The Expanding Role of Big Data Analytics in Predicting and Preventing PWR Equipment Failures

Pressurized Water Reactors (PWRs) form the backbone of global nuclear power generation, operating under extreme conditions of temperature, pressure, and radiation. Equipment failure in any critical component—whether a reactor coolant pump, steam generator tube, or control rod drive mechanism—can cascade into costly outages, safety events, and regulatory scrutiny. Traditional maintenance strategies, such as time-based preventive schedules, are no longer sufficient to keep aging fleets running at peak reliability. Big data analytics offers a transformative path forward: by continuously monitoring thousands of sensor points, processing historical failure records, and applying machine learning models, operators can anticipate degradation long before it leads to a trip or a forced shutdown.

Understanding Big Data Analytics in PWR Operations

Big data analytics in the context of PWRs refers to the systematic collection, integration, and intelligent analysis of the massive streams of operational data generated during plant operations. Modern PWR plants are instrumented with tens of thousands of sensors that track variables such as neutron flux, coolant temperature, pressure differentials across valves, vibration signatures on rotating machinery, radiation levels in containment, and even chemical impurities in secondary loop water. This data, often recorded at sub-second intervals, creates a rich, high-resolution picture of plant health.

The true power of big data lies not just in volume but in variety. Data is sourced from distributed control systems (DCS), plant historians, condition monitoring systems, maintenance logs, and even external sources like weather feeds that affect condenser performance.

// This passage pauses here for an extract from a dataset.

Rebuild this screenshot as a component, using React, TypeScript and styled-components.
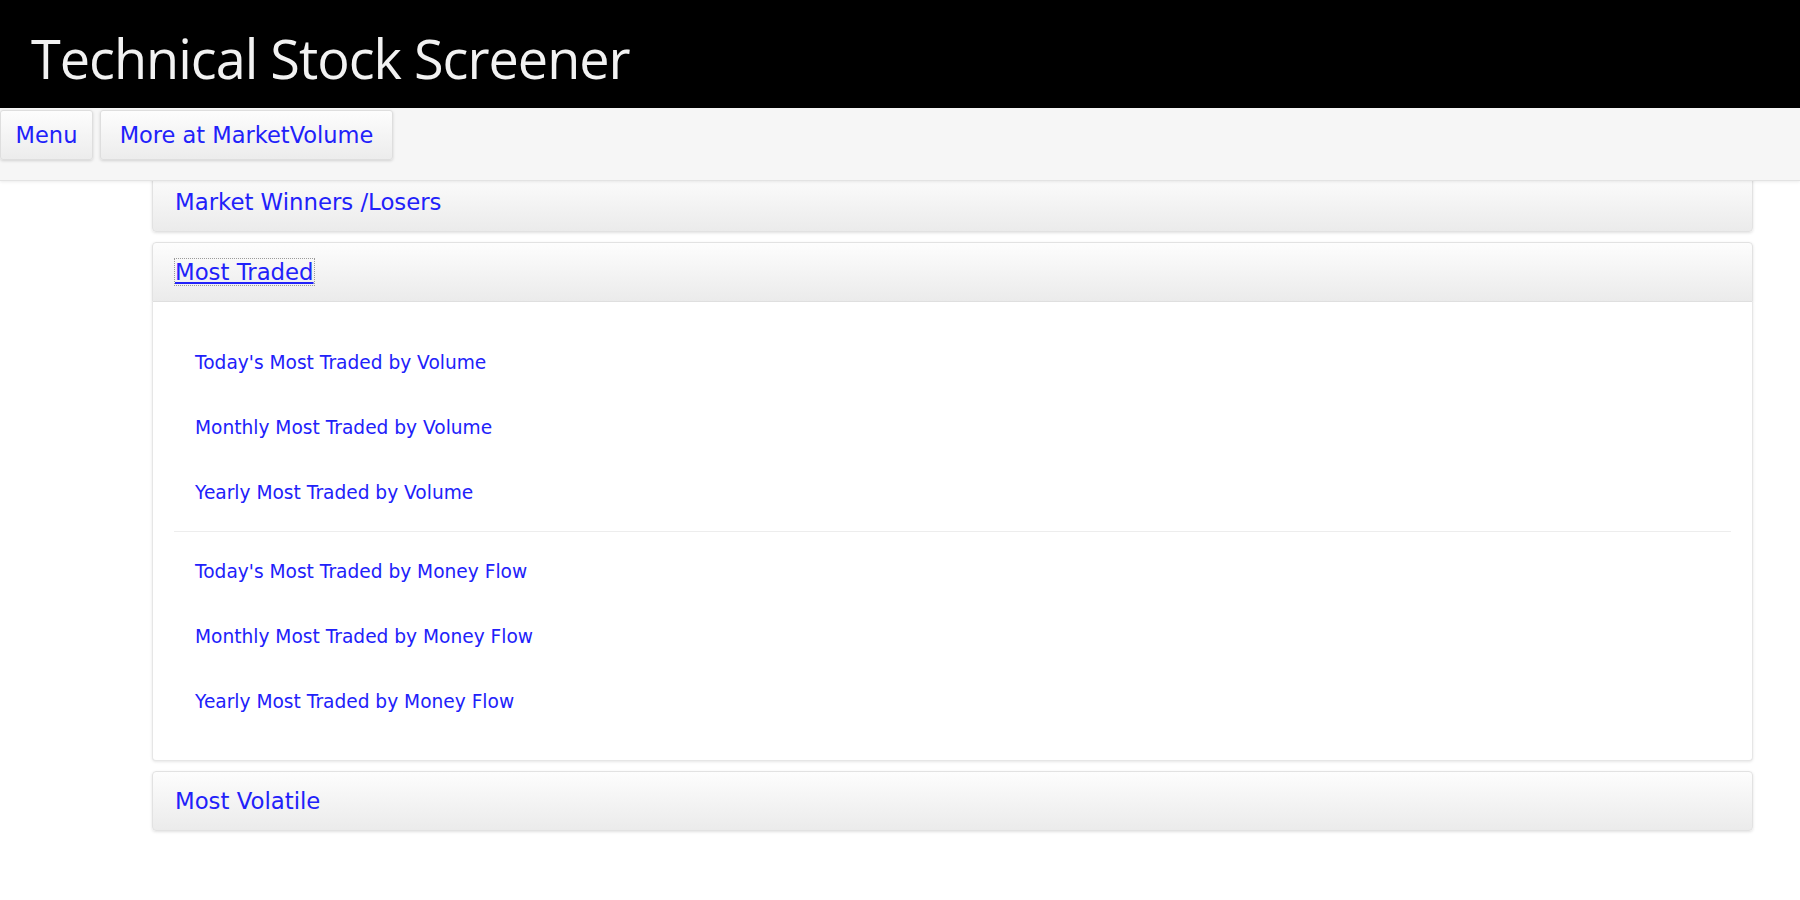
import React from 'react';
import styled, { createGlobalStyle } from 'styled-components';

const GlobalStyle = createGlobalStyle`
  body {
    margin: 0;
    background: #ffffff;
    font-family: "DejaVu Sans", Verdana, sans-serif;
  }
`;

const LINK_BLUE = '#2121fa';

// Top black title bar
const Header = styled.header`
  height: 108px;
  background: #000;
  display: flex;
  align-items: center;
  padding-left: 31px;
  box-sizing: border-box;
`;

const Title = styled.h1`
  margin: 8px 0 0 0;
  font-family: "Open Sans", "Noto Sans", sans-serif;
  font-weight: 400;
  font-size: 54px;
  letter-spacing: -1px;
  color: #f2f2f2;
`;

// Button strip under the title
const Toolbar = styled.nav`
  position: relative;
  z-index: 2;
  height: 73px;
  box-sizing: border-box;
  background: #f6f6f6;
  border-bottom: 1px solid #e3e3e3;
  box-shadow: 0 1px 3px rgba(0, 0, 0, 0.08);
  display: flex;
  align-items: flex-start;
  gap: 7px;
  padding-top: 2px;
`;

const ToolButton = styled.a<{ width: number }>`
  width: ${props => props.width}px;
  height: 50px;
  box-sizing: border-box;
  display: flex;
  align-items: center;
  justify-content: center;
  background: linear-gradient(#fdfdfd, #ececec);
  border: 1px solid #dedede;
  border-radius: 3px;
  box-shadow: 0 1px 3px rgba(0, 0, 0, 0.15);
  color: ${LINK_BLUE};
  font-size: 22.5px;
  text-decoration: none;
  cursor: pointer;
`;

const Main = styled.main`
  margin: -9px 47px 0 152px;
`;

const Panel = styled.section`
  margin-bottom: 10px;
`;

const PanelHeader = styled.div<{ open?: boolean }>`
  height: 60px;
  box-sizing: border-box;
  display: flex;
  align-items: center;
  padding: 0 22px;
  background: linear-gradient(#fdfdfd, #ebebeb);
  border: 1px solid #e2e2e2;
  border-radius: ${props => (props.open ? '4px 4px 0 0' : '4px')};
  box-shadow: 0 1px 3px rgba(0, 0, 0, 0.12);
`;

const HeaderLink = styled.a<{ focused?: boolean }>`
  color: ${LINK_BLUE};
  font-size: 22.8px;
  text-decoration: ${props => (props.focused ? 'underline' : 'none')};
  outline: ${props => (props.focused ? '1px dotted #9a9a9a' : 'none')};
  cursor: pointer;
`;

const PanelBody = styled.div`
  background: #fff;
  border: 1px solid #e6e6e6;
  border-top: none;
  border-radius: 0 0 4px 4px;
  box-shadow: 0 1px 3px rgba(0, 0, 0, 0.1);
  padding: 28px 21px 26px;
`;

const LinkList = styled.ul`
  list-style: none;
  margin: 0;
  padding: 0;
`;

const LinkItem = styled.li`
  height: 65px;
  display: flex;
  align-items: center;
  padding-left: 21px;
`;

const SubLink = styled.a`
  color: ${LINK_BLUE};
  font-size: 18.6px;
  text-decoration: none;
  cursor: pointer;
`;

const Divider = styled.hr`
  margin: 6px 0 7px;
  border: none;
  border-top: 1px solid #ededed;
`;

const volumeLinks = [
  "Today's Most Traded by Volume",
  'Monthly Most Traded by Volume',
  'Yearly Most Traded by Volume',
];

const flowLinks = [
  "Today's Most Traded by Money Flow",
  'Monthly Most Traded by Money Flow',
  'Yearly Most Traded by Money Flow',
];

const App: React.FC = () => {
  return (
    <>
      <GlobalStyle />
      <Header>
        <Title>Technical Stock Screener</Title>
      </Header>
      <Toolbar>
        <ToolButton width={93}>Menu</ToolButton>
        <ToolButton width={293}>More at MarketVolume</ToolButton>
      </Toolbar>
      <Main>
        <Panel>
          <PanelHeader>
            <HeaderLink>Market Winners /Losers</HeaderLink>
          </PanelHeader>
        </Panel>
        <Panel>
          <PanelHeader open>
            <HeaderLink focused>Most Traded</HeaderLink>
          </PanelHeader>
          <PanelBody>
            <LinkList>
              {volumeLinks.map(label => (
                <LinkItem key={label}>
                  <SubLink>{label}</SubLink>
                </LinkItem>
              ))}
            </LinkList>
            <Divider />
            <LinkList>
              {flowLinks.map(label => (
                <LinkItem key={label}>
                  <SubLink>{label}</SubLink>
                </LinkItem>
              ))}
            </LinkList>
          </PanelBody>
        </Panel>
        <Panel>
          <PanelHeader>
            <HeaderLink>Most Volatile</HeaderLink>
          </PanelHeader>
        </Panel>
      </Main>
    </>
  );
};

export default App;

By combining structured numerical data with unstructured text from work orders and inspection reports, analytics platforms build a comprehensive view of equipment condition and failure modes. The NRC and the EPRI have both advocated for increased use of data-driven methods to supplement traditional deterministic safety analysis, recognizing that pattern-based insights can uncover subtle precursors to failure that human operators may miss.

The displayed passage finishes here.